Refinancing drives automotive leveraged finance

Automotive leveraged finance issuance in Europe and North America was down in 2019, but companies in the sector took advantage of benign markets to refinance existing debt and extend maturities, with more expected for 2020

The last year has been steady for automotive companies raising leveraged finance in North America and Europe, even though overall issuance figures fell from US$46.8 billion in 2018 to US$36.6 billion in 2019 across both regions.


The main reason for the dip was a fall in North American automotive loan issuance, from US$33.5 billion to US$16.1 billion year-on-year. Loan issuance in Europe, by contrast, rose from US$7.3 billion (€6.7 billion) in 2018 to US$9.8 billion (€8.9 billion), much of it stemming from the successful €6.3 billion loan by Fiat Chrysler (the second largest loan in Europe overall in 2019).

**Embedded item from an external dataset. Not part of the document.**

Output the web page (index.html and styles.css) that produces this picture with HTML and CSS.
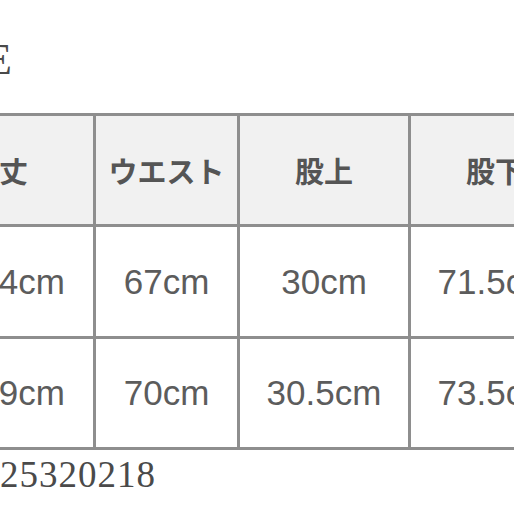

Bond issuance, meanwhile, was up on both sides of the Atlantic as automotive borrowers took advantage of strong investor appetite for bonds in a low interest rate environment. In North America, automotive high yield bond issuance rose from US$2.7 billion in 2018 to US$3.6 billion, while figures for the sector in Europe more than doubled, from US$3.3 billion in 2018 to US$7.1 billion. European issuers received a further boost from the European Central Bank’s corporate bond buyback program.

Refinancing dominates the automotive sector

Although there wasn’t much global automotive M&A activity in 2019, companies in the sector continued to tap a favorable market to refinance existing debt and extend maturities. The Fiat Chrysler loan, issued late in March, extended the maturity of its syndicated bank facility. The fifth largest bond in Europe in 2019, issued by IHO Verwaltungs, a holding company controlling automotive supplier Schaeffler, was also raised for refinancing purposes. When combined, overall use of proceeds figures for North America and Europe show refinancing amounted to US$23 billion in total issuance in the automotive industry.

The 2019 issuance figures reflect the fact that automotive companies are frequent and consistent issuers. Groups in the sector tend to open the market each year so they can lock in liquidity ahead of any blackout periods around annual and quarterly reporting. This also leaves time later in the year to return to market if required. BMW already came to market in January 2020 and other groups are expected to follow suit and secure financing for general corporate purposes or refinancing.

Multinational automotive groups have high demand for local currency in the markets where they operate. They can use currency hedges but prefer their debt profiles to match liabilities as closely as possible. When they have a chance to raise in local currency, they do so.

That said, it was surprising that so few European issuers tapped the US market with 144A transactions (US bond securities that can be traded between qualified investors). Clear demand for US dollars exists in the automotive sector, so there may be more 144A deals in 2020, but the relatively low levels of activity last year may indicate that issuers prefer not to go through the intensive process of setting up a 144A transaction when the European market is open for business and borrower friendly.

Overall, investor appetite for automotive loans and bonds remains in line with 2018. Some investors may play the waiting game because they know that large issuers are likely to be in the market more than once a year, but automotive loan issues have been oversubscribed over the past 12 months.

Will the auto sector shift gears in 2020?

Although refinancing looks set to continue dominating loan and bond activity, we may see more M&A issuance from the multinationals and companies in the automotive supply chain during the next year.

Just before Christmas 2019, Fiat Chrysler and Peugeot owner PSA announced a US$50 billion merger to form the world’s fourth largest carmaker by volume and third largest by revenue. Large automotive companies have been nervous about pursuing megadeals with each other as transactions have not always delivered in the past. However, developing and producing electric and autonomous vehicles is an expensive proposition. Manufacturers are expected to consider M&A to build economies of scale and share costs.

The transition from fuel to battery-powered cars will also affect supply chains, with many suppliers feeling pressure to consolidate, requiring financing.

It will also be interesting to see whether there is an uptake of alternative funding sources, to the syndicated loan and high yield bond markets. Automotive groups have access to diversified pools of finance beyond the debt capital markets and they are willing to explore their options. For example, Porsche tapped the Schuldschein market in 2019 to raise €1 billion.

The Porsche Schuldschein deal is also interesting as it was the largest ever 'green' Schuldschein loan, and the first of its kind by a car manufacturer. The proceeds from the raise will be used exclusively to fund Porsche’s first electric sports car.

A growing pool of investors want to invest sustainably, and bankers and automotive companies are seeking 'green' finance to fund vehicle electrification projects. Time will tell whether this gains traction, as the sector has had challenges with emissions. Companies have work to do to meet sustainable finance criteria, but an opportunity is emerging.